I don't know if Brett Kavanaugh still assaults women.  But his documented track record sure tells me that he'd still like to.




2 comments:

  1. I don't know whether Brett Kavanaugh still assaults women either. But I can predict that he most assuredly will the next time an abortion or birth control case comes before the Supreme Court.

    Yours crankily,
    The New York Crank

    ReplyDelete
  2. As much as it angers and disgusts me, there has to be an understanding that it happened 40+ years ago.

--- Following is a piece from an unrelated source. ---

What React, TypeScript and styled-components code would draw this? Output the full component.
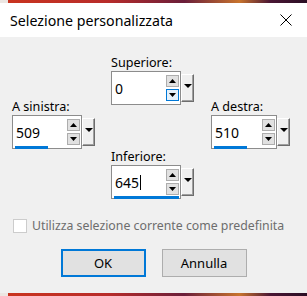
import styled, { createGlobalStyle } from "styled-components";

const GlobalStyle = createGlobalStyle`
	html, body {
		margin: 0;
		padding: 0;
	}
	body {
		width: 307px;
		height: 296px;
		overflow: hidden;
		background: linear-gradient(
			90deg,
			#ece6e2 0 8px,
			#c9341f 8px,
			#b82c2a 35%,
			#6a1e3a 60%,
			#c8742e 78%,
			#4a1634 88%,
			#2a0e24 100%
		);
		font-family: "Noto Sans", "Liberation Sans", sans-serif;
	}
`;

const Window = styled.div`
	margin-top: 3px;
	height: 290px;
	display: flex;
	flex-direction: column;
	background: #f0f0f0;
`;

const TitleBar = styled.div`
	height: 34px;
	background: #ffffff;
	display: flex;
	align-items: center;
	justify-content: space-between;
	padding: 0 15px 0 10px;
	font-size: 14.2px;
	color: #000;
`;

const Body = styled.div`
	flex: 1;
	display: flex;
	flex-direction: column;
	padding: 17px 0 0 12px;
`;

const SpinArea = styled.div`
	display: grid;
	grid-template-columns: 99px 100px 1fr;
	align-items: start;
`;

const Column = styled.div<{ offset: number }>`
	display: flex;
	flex-direction: column;
	gap: 43px;
	margin-top: ${(p) => p.offset}px;
`;

const Cell = styled.div`
	display: flex;
	flex-direction: column;
`;

const Label = styled.div`
	font-size: 12.6px;
	line-height: 17px;
	color: #000;
`;

const FieldRow = styled.div`
	display: flex;
	align-items: flex-start;
`;

const Field = styled.div<{ width: number }>`
	position: relative;
	box-sizing: border-box;
	width: ${(p) => p.width}px;
	height: 34px;
	background: #fff;
	border: 1px solid #8c8c8c;
	display: flex;
	align-items: center;
	justify-content: space-between;
	padding: 0 1px 0 3px;
`;

const Value = styled.span`
	font-size: 14px;
	color: #000;
	display: flex;
	align-items: center;
`;

const Caret = styled.span`
	display: inline-block;
	width: 1px;
	height: 15px;
	margin-left: 1px;
	background: #000;
`;

const SpinButtons = styled.div`
	display: flex;
	flex-direction: column;
	gap: 2px;
`;

const SpinButton = styled.div<{ hover?: boolean }>`
	box-sizing: border-box;
	width: 13px;
	height: 12px;
	border: 1px solid ${(p) => (p.hover ? "#0078d7" : "#adadad")};
	background: ${(p) => (p.hover ? "#e5f1fb" : "#e1e1e1")};
	display: flex;
	align-items: center;
	justify-content: center;
`;

const Progress = styled.div`
	position: absolute;
	left: 2px;
	bottom: -1px;
	height: 3px;
	background: #0078d7;
`;

const Dropdown = styled.div`
	box-sizing: border-box;
	width: 13px;
	height: 28px;
	margin-top: 3px;
	background: #f0f0f0;
	border-top: 1px solid #fff;
	border-left: 1px solid #fff;
	border-right: 1px solid #6d6d6d;
	border-bottom: 1px solid #6d6d6d;
	box-shadow: inset -1px -1px 0 #a0a0a0;
	display: flex;
	justify-content: center;
	padding-top: 9px;
`;

const CheckRow = styled.label`
	display: flex;
	align-items: center;
	gap: 5px;
	margin: 18px 0 0 1px;
	font-size: 12.3px;
	color: #6d6d6d;
`;

const CheckBox = styled.span`
	box-sizing: border-box;
	width: 14px;
	height: 14px;
	border: 1px solid #cccccc;
	background: #fff;
`;

const Buttons = styled.div`
	display: flex;
	justify-content: center;
	gap: 16px;
	margin: 15px 12px 0 0;
`;

const Button = styled.button<{ primary?: boolean }>`
	box-sizing: border-box;
	width: 85px;
	height: 28px;
	background: #e1e1e1;
	border: ${(p) => (p.primary ? "2px solid #0078d7" : "1px solid #adadad")};
	font-family: "Noto Sans", "Liberation Sans", sans-serif;
	font-size: 13px;
	color: #000;
	padding: 0;
`;

const Tri = ({ up, w = 7 }: { up?: boolean; w?: number }) => {
	const h = Math.ceil(w / 2);
	return (
		<svg width={w} height={h} viewBox={`0 0 ${w} ${h}`}>
			{up ? (
				<polygon points={`0,${h} ${w},${h} ${w / 2},0`} fill="#000" />
			) : (
				<polygon points={`0,0 ${w},0 ${w / 2},${h}`} fill="#000" />
			)}
		</svg>
	);
};

interface SpinProps {
	label: string;
	value: string;
	width: number;
	bar?: number;
	caret?: boolean;
	hoverDown?: boolean;
}

const Spin = ({ label, value, width, bar, caret, hoverDown }: SpinProps) => (
	<Cell>
		<Label>{label}</Label>
		<FieldRow>
			<Field width={width}>
				<Value>
					{value}
					{caret && <Caret />}
				</Value>
				<SpinButtons>
					<SpinButton>
						<Tri up />
					</SpinButton>
					<SpinButton hover={hoverDown}>
						<Tri />
					</SpinButton>
				</SpinButtons>
				{bar ? <Progress style={{ width: bar }} /> : null}
			</Field>
			<Dropdown>
				<Tri w={8} />
			</Dropdown>
		</FieldRow>
	</Cell>
);

const App = () => {
	return (
		<>
			<GlobalStyle />
			<Window>
				<TitleBar>
					<span>Selezione personalizzata</span>
					<svg width="12" height="12" viewBox="0 0 12 12">
						<path d="M0.5 0.5 L11.5 11.5 M11.5 0.5 L0.5 11.5" stroke="#000" strokeWidth="1" />
					</svg>
				</TitleBar>
				<Body>
					<SpinArea>
						<Column offset={44}>
							<Spin label="A sinistra:" value="509" width={70} bar={33} />
						</Column>
						<Column offset={0}>
							<Spin label="Superiore:" value="0" width={70} hoverDown />
							<Spin label="Inferiore:" value="645" width={70} bar={65} caret />
						</Column>
						<Column offset={44}>
							<Spin label="A destra:" value="510" width={66} bar={33} />
						</Column>
					</SpinArea>
					<CheckRow>
						<CheckBox />
						Utilizza selezione corrente come predefinita
					</CheckRow>
					<Buttons>
						<Button primary>OK</Button>
						<Button>Annulla</Button>
					</Buttons>
				</Body>
			</Window>
		</>
	);
};

export default App;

And if things weren't significantly different in those days, why are we now out there in force demanding a permanent change the status quo?

    I cannot think of a boy in high school who _wasn't_ hoping to shove something into a girl, whether it was his tongue into her mouth, his hand into her bra, his finger...or something else...into her vagina. That's what teenage boys did back in the dank ages. It was a sick rite of passage, but it was there. Yeah, we knew then it was wrong, and some girls refused to go along. But lots of others ended up in "compromising" positions.

    That, however, is different from an older guy grinding against or worse. That's assault of a different kind, and yes, there is a difference. But we're not talking about that. We're talking about humping teenagers.

    Your story is the perfect example of how many of us processed back then. It doesn't make it right or forgivable, but it was rare that a guy was called out for rape in situations like the one you described. And drunk makes a HUGE difference. As you point out.

    I don't know if her story is useful or not. In some ways, I think it damages her more than him. And that is really, really sad.